While going topless for the sake of “doing it because men can” seems a pointless effort to me, I fully support the exception of breast exposure for nursing mothers because the intent is purely maternal and serves a practical function. To be offended by breastfeeding is therefore inherently sexist, as it is unique to women and there is no other foundation for prejudice besides gender. On the other hand, a woman who takes offense to nursing mothers may have a prejudice against motherhood or be embarrassed by the confidence of those who share her gender.

Several other blurred lines regarding toplessness are the use of nudity for artistic expression, and what constitutes a publicly acceptable “top.” For both instances, it is up to the discretion of specific institutions whether toplessness is appropriate, and to what degree.

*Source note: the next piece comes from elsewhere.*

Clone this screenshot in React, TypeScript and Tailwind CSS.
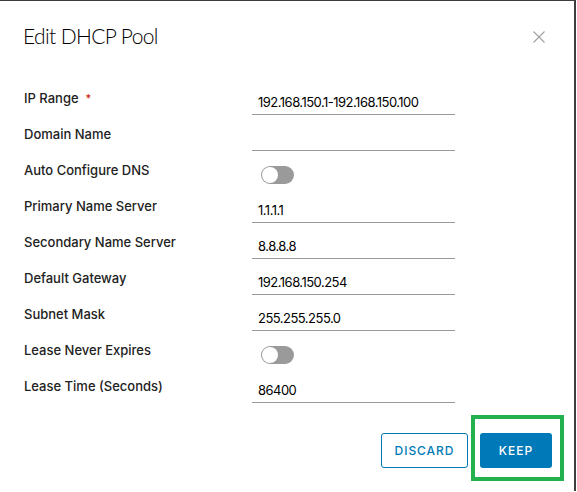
import React from 'react';

type Row = {
  label: string;
  value?: string;
  required?: boolean;
  toggle?: boolean;
};

const rows: Row[] = [
  { label: 'IP Range', value: '192.168.150.1-192.168.150.100', required: true },
  { label: 'Domain Name', value: '' },
  { label: 'Auto Configure DNS', toggle: true },
  { label: 'Primary Name Server', value: '1.1.1.1' },
  { label: 'Secondary Name Server', value: '8.8.8.8' },
  { label: 'Default Gateway', value: '192.168.150.254' },
  { label: 'Subnet Mask', value: '255.255.255.0' },
  { label: 'Lease Never Expires', toggle: true },
  { label: 'Lease Time (Seconds)', value: '86400' },
];

const Toggle = () => (
  <div className="ml-[9px] mt-[10px] relative w-[33px] h-[18px] rounded-full bg-[#9a9a9a]">
    <div className="absolute left-[1px] top-[1px] w-[16px] h-[16px] rounded-full bg-white" />
  </div>
);

export default function App() {
  return (
    <div className="relative w-[577px] h-[492px] bg-white font-['Inter',sans-serif] text-[#222]">
      <div className="w-[576px] h-[491px] border-t border-r-2 border-[#3d3d3d] flex flex-col">
        {/* header */}
        <div className="h-[83px] flex items-start justify-between pl-[23px] pr-[29px] pt-[21px]">
          <h1 className="text-[21px] leading-[28px] font-light tracking-[-0.03em] text-black font-['Lato',sans-serif]">
            Edit DHCP Pool
          </h1>
          <button className="mt-[9px] text-[#a0a0a0]">
            <svg width="12" height="12" viewBox="0 0 12 12" fill="none" stroke="currentColor" strokeWidth="1.1">
              <path d="M0.5 0.5 L11.5 11.5 M11.5 0.5 L0.5 11.5" />
            </svg>
          </button>
        </div>

        {/* form */}
        <div className="flex flex-col pl-[24px]">
          {rows.map((r) => (
            <div key={r.label} className="flex h-[36px]">
              <div className="w-[228px] pt-[6px] leading-[16px] text-[13px] font-medium text-[#222]">
                {r.label}
                {r.required && <span className="ml-[7px] text-[#c92100] text-[11px] align-top">*</span>}
              </div>
              {r.toggle ? (
                <Toggle />
              ) : (
                <div className="w-[203px] h-[31px] border-b border-[#9a9a9a] pl-[6px] pt-[10px] leading-[16px] text-[13px] tracking-[-0.04em] text-black">
                  {r.value}
                </div>
              )}
            </div>
          ))}
        </div>

        {/* footer */}
        <div className="flex justify-end gap-[12px] pr-[22px] mt-[25px]">
          <button className="w-[87px] h-[35px] rounded-[3px] border border-[#0079b8] text-[#0079b8] text-[12px] font-medium tracking-[0.08em]">
            DISCARD
          </button>
          <button className="w-[72px] h-[35px] rounded-[3px] bg-[#0079b8] text-white text-[12px] font-medium tracking-[0.08em]">
            KEEP
          </button>
        </div>
      </div>

      {/* annotation highlight */}
      <div className="absolute left-[471px] top-[415px] w-[93px] h-[66px] border-4 border-[#22b14c]" />
    </div>
  );
}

For example, if a dance or art studio uses nudity to convey a message within its own walls or within the walls of a consenting institution, it is appropriate. If a beach allows nudity and the local government complies, it is appropriate. Hypothetically speaking, if legislature approved topless equality for men and women, the “no shirt, no shoes, no service” rule would still apply to anyone, regardless of gender, within any institution, store or area that enforces it.

As a feminist and a woman, I am a strong advocator for gender equality, yet my distaste for the topless equality campaign is influenced by the more pressing issues I believe take precedence over our inability to go topless.

For instance, the gender pay gap has not shown any significant improvement recently, resulting in women earning a steady 78 cents to a man’s dollar in the same occupation. While this might seem like a small difference to some, it adds up over time to show an exponential difference when comparing a man and a woman’s yearly salary.

Additionally, women continue to be highly underrepresented in governments, national and worldwide, leading us to have many laws and decisions made for us by a majority male group. We are only fortunate in the U.S. to battle the lack of total equality while women in most developing countries encounter much higher rates of violence, abuse and misogynistic culture. Although predominantly male governments are not necessarily a terrible thing, and I’m not saying that their decisions are always bad or anti-woman, I believe women should have equal representation in their governments and obtain an equal amount of authority as their male counterparts.


Maybe then we would achieve equal pay.

Although there are countless examples of gender inequality to list, these are just a few of the biggest ones. So, to the protesters and those who are distracted by their media coverage, I would encourage a return of focus to the issues that directly impact and discriminate against women in their day-to-day lives. I can say without hesitation that I’d much rather live in a world that promotes equal authority and pay for the sexes than be able to walk my dog topless.